Go through each line of the records below and count those with the word "styled"; give only the total.

____ Excerpted records

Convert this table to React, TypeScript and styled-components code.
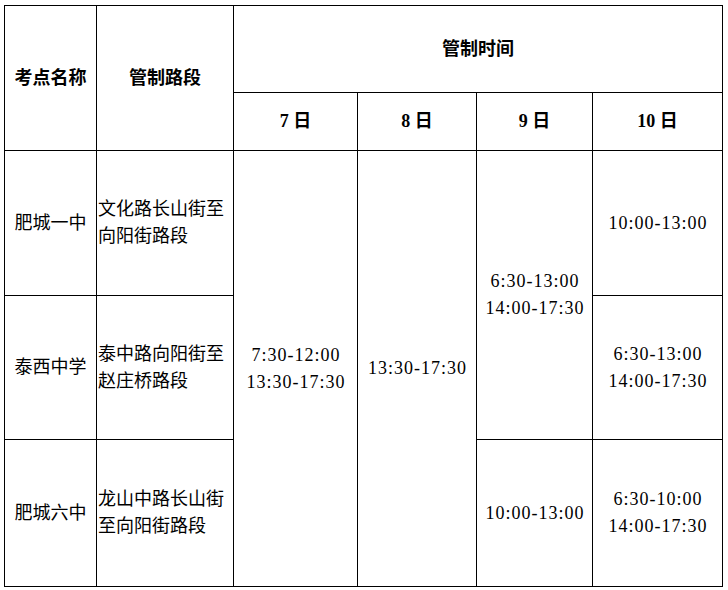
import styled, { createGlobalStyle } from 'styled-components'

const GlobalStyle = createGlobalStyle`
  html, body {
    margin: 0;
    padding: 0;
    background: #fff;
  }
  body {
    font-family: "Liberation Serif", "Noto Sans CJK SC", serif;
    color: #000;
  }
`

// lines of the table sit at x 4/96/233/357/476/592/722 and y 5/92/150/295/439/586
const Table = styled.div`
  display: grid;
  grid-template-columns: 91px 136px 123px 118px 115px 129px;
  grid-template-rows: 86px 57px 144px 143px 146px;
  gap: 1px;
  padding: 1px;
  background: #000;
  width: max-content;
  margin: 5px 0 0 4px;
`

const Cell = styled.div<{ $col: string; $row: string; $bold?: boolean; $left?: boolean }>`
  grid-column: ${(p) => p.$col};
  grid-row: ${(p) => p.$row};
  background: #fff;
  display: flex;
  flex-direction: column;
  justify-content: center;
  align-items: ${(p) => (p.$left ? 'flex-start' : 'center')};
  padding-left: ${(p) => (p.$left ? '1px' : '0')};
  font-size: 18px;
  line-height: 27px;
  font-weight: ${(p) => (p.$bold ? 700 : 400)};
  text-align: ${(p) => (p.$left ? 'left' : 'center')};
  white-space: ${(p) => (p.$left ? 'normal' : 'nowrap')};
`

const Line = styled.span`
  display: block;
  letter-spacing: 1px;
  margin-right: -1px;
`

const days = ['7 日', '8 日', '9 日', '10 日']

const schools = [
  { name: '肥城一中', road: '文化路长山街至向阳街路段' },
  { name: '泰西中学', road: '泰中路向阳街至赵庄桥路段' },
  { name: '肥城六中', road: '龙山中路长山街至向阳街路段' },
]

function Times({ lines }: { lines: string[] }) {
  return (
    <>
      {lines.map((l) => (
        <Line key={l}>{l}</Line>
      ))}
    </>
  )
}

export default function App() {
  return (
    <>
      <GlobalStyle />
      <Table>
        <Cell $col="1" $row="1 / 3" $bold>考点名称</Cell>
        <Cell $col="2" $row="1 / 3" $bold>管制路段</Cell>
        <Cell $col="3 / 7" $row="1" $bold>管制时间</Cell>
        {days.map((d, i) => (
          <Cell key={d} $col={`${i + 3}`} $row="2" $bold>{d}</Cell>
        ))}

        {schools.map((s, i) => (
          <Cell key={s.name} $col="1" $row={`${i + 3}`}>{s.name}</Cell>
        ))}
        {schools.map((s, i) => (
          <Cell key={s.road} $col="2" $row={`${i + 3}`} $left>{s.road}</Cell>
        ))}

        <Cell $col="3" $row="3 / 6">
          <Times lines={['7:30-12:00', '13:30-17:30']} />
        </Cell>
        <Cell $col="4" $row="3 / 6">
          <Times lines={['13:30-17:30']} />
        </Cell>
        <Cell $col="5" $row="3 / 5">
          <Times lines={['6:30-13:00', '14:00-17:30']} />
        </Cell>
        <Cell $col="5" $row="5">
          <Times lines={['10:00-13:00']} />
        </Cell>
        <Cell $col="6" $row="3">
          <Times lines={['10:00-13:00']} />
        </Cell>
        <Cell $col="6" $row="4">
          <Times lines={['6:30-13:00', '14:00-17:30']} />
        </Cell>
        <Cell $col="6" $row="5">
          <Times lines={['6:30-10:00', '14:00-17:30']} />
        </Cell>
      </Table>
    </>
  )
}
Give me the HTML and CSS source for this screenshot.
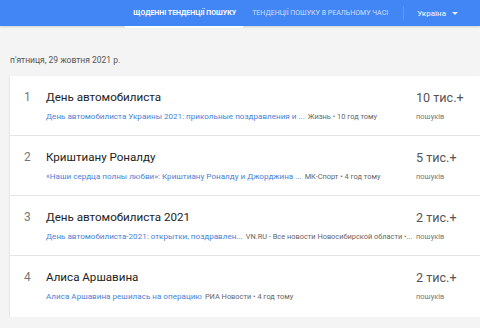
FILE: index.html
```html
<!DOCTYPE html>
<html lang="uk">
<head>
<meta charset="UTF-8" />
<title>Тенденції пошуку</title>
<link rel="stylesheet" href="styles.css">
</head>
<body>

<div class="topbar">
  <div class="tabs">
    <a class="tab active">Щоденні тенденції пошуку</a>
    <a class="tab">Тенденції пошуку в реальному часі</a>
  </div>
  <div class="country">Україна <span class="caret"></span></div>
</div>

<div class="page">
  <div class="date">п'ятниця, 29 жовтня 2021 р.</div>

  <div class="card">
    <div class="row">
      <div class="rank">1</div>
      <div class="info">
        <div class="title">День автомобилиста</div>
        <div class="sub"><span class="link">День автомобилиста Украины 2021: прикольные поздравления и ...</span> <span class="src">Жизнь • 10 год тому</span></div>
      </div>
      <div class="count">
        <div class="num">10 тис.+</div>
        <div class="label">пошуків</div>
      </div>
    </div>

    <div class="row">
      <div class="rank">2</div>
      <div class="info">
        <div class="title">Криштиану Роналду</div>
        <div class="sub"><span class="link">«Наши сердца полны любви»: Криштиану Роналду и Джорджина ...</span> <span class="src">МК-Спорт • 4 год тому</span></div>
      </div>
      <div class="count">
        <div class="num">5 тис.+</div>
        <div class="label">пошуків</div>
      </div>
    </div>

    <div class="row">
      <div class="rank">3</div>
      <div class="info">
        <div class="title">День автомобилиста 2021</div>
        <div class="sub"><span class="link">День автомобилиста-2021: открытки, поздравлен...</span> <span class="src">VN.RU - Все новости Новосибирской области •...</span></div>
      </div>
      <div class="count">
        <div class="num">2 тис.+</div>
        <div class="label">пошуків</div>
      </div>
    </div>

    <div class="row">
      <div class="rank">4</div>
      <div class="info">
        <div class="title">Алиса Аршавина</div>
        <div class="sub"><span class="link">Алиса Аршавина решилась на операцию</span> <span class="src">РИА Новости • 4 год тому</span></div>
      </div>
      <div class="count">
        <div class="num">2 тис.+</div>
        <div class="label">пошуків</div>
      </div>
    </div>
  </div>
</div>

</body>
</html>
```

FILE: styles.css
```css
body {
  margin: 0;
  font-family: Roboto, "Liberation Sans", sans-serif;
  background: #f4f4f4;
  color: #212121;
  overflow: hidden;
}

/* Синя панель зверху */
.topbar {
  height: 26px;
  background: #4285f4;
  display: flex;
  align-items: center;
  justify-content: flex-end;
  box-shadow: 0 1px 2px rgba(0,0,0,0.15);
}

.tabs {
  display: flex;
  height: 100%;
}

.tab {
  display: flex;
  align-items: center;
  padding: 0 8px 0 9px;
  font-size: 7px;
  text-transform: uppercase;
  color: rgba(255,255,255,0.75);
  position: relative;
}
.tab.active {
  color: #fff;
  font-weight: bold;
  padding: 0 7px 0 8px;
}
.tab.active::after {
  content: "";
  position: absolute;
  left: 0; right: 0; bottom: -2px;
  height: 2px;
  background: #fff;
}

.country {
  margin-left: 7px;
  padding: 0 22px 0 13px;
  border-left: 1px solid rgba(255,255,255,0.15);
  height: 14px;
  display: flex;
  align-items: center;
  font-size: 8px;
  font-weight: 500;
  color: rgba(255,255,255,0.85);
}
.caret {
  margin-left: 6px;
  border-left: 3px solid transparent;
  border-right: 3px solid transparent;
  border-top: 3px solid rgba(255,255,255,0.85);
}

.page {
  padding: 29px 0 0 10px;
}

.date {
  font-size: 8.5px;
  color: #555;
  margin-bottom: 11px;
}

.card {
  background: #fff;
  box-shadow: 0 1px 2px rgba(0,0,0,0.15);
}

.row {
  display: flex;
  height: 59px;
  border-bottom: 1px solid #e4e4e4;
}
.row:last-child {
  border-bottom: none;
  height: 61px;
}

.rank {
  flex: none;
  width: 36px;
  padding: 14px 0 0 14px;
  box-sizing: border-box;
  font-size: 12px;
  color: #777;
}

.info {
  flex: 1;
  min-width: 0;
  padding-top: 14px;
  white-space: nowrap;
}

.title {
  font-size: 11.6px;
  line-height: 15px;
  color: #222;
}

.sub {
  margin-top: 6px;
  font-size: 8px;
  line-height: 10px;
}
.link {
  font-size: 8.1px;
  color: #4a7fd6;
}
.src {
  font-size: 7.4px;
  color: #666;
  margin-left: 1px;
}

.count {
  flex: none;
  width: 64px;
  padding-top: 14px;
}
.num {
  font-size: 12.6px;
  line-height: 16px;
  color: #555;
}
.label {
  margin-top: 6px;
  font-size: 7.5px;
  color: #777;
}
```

________

* _Answer for the task_: 5